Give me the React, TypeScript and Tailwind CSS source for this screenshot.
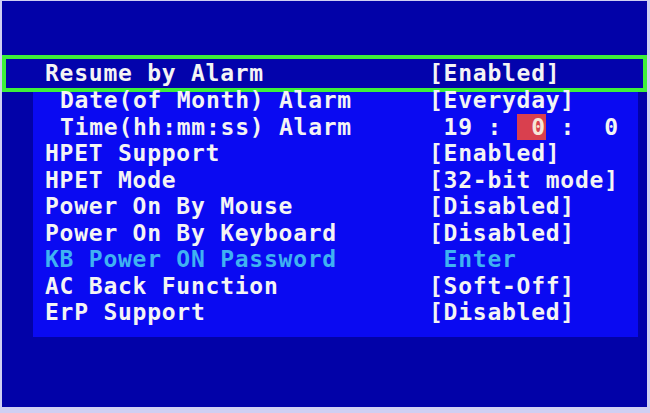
const rows: { label: string; value: React.ReactNode; indent?: boolean; cyan?: boolean }[] = [
  { label: "Date(of Month) Alarm", value: "[Everyday]", indent: true },
  {
    label: "Time(hh:mm:ss) Alarm",
    indent: true,
    value: (
      <>
        {" 19 : "}
        <span className="bg-[#d9404e] text-[#f6e6d8]">{" 0"}</span>
        {" :  0"}
      </>
    ),
  },
  { label: "HPET Support", value: "[Enabled]" },
  { label: "HPET Mode", value: "[32-bit mode]" },
  { label: "Power On By Mouse", value: "[Disabled]" },
  { label: "Power On By Keyboard", value: "[Disabled]" },
  { label: "KB Power ON Password", value: " Enter", cyan: true },
  { label: "AC Back Function", value: "[Soft-Off]" },
  { label: "ErP Support", value: "[Disabled]" },
];

function Row({ label, value, indent, cyan }: { label: string; value: React.ReactNode; indent?: boolean; cyan?: boolean }) {
  return (
    <div className={`flex h-[26.5px] leading-[26.5px] whitespace-pre ${cyan ? "text-[#3fb2f2]" : "text-[#f4f4f4]"}`}>
      <div className={`w-[384px] ${indent ? "pl-[15px]" : ""}`}>{label}</div>
      <div>{value}</div>
    </div>
  );
}

export default function App() {
  return (
    <div className="w-[650px] h-[413px] bg-[#cfcff2] pt-px pl-[2px] pr-[3px] pb-[6px] font-['DejaVu_Sans_Mono',monospace] font-bold text-[23px] tracking-[0.75px]">
      <div className="h-full bg-[#0202a8] flex flex-col">
        <div className="h-[54px]" />
        <div className="h-[37px] border-4 border-[#3ef03a] bg-[#0303ac] flex items-center pl-[39px]">
          <Row label="Resume by Alarm" value="[Enabled]" />
        </div>
        <div className="ml-[31px] w-[605px] h-[245px] bg-[#0a0af2] pl-[12px]">
          <div className="-mt-[5px]">
            {rows.map((r) => (
              <Row key={r.label} {...r} />
            ))}
          </div>
        </div>
      </div>
    </div>
  );
}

(Aim of the exercise):
Omit every picture, then reproduce the rest of the listing exactly.

(Response to this task):
Give me the React, TypeScript and Tailwind CSS source for this screenshot.
const rows: { label: string; value: React.ReactNode; indent?: boolean; cyan?: boolean }[] = [
  { label: "Date(of Month) Alarm", value: "[Everyday]", indent: true },
  {
    label: "Time(hh:mm:ss) Alarm",
    indent: true,
    value: (
      <>
        {" 19 : "}
        <span className="bg-[#d9404e] text-[#f6e6d8]">{" 0"}</span>
        {" :  0"}
      </>
    ),
  },
  { label: "HPET Support", value: "[Enabled]" },
  { label: "HPET Mode", value: "[32-bit mode]" },
  { label: "Power On By Mouse", value: "[Disabled]" },
  { label: "Power On By Keyboard", value: "[Disabled]" },
  { label: "KB Power ON Password", value: " Enter", cyan: true },
  { label: "AC Back Function", value: "[Soft-Off]" },
  { label: "ErP Support", value: "[Disabled]" },
];

function Row({ label, value, indent, cyan }: { label: string; value: React.ReactNode; indent?: boolean; cyan?: boolean }) {
  return (
    <div className={`flex h-[26.5px] leading-[26.5px] whitespace-pre ${cyan ? "text-[#3fb2f2]" : "text-[#f4f4f4]"}`}>
      <div className={`w-[384px] ${indent ? "pl-[15px]" : ""}`}>{label}</div>
      <div>{value}</div>
    </div>
  );
}

export default function App() {
  return (
    <div className="w-[650px] h-[413px] bg-[#cfcff2] pt-px pl-[2px] pr-[3px] pb-[6px] font-['DejaVu_Sans_Mono',monospace] font-bold text-[23px] tracking-[0.75px]">
      <div className="h-full bg-[#0202a8] flex flex-col">
        <div className="h-[54px]" />
        <div className="h-[37px] border-4 border-[#3ef03a] bg-[#0303ac] flex items-center pl-[39px]">
          <Row label="Resume by Alarm" value="[Enabled]" />
        </div>
        <div className="ml-[31px] w-[605px] h-[245px] bg-[#0a0af2] pl-[12px]">
          <div className="-mt-[5px]">
            {rows.map((r) => (
              <Row key={r.label} {...r} />
            ))}
          </div>
        </div>
      </div>
    </div>
  );
}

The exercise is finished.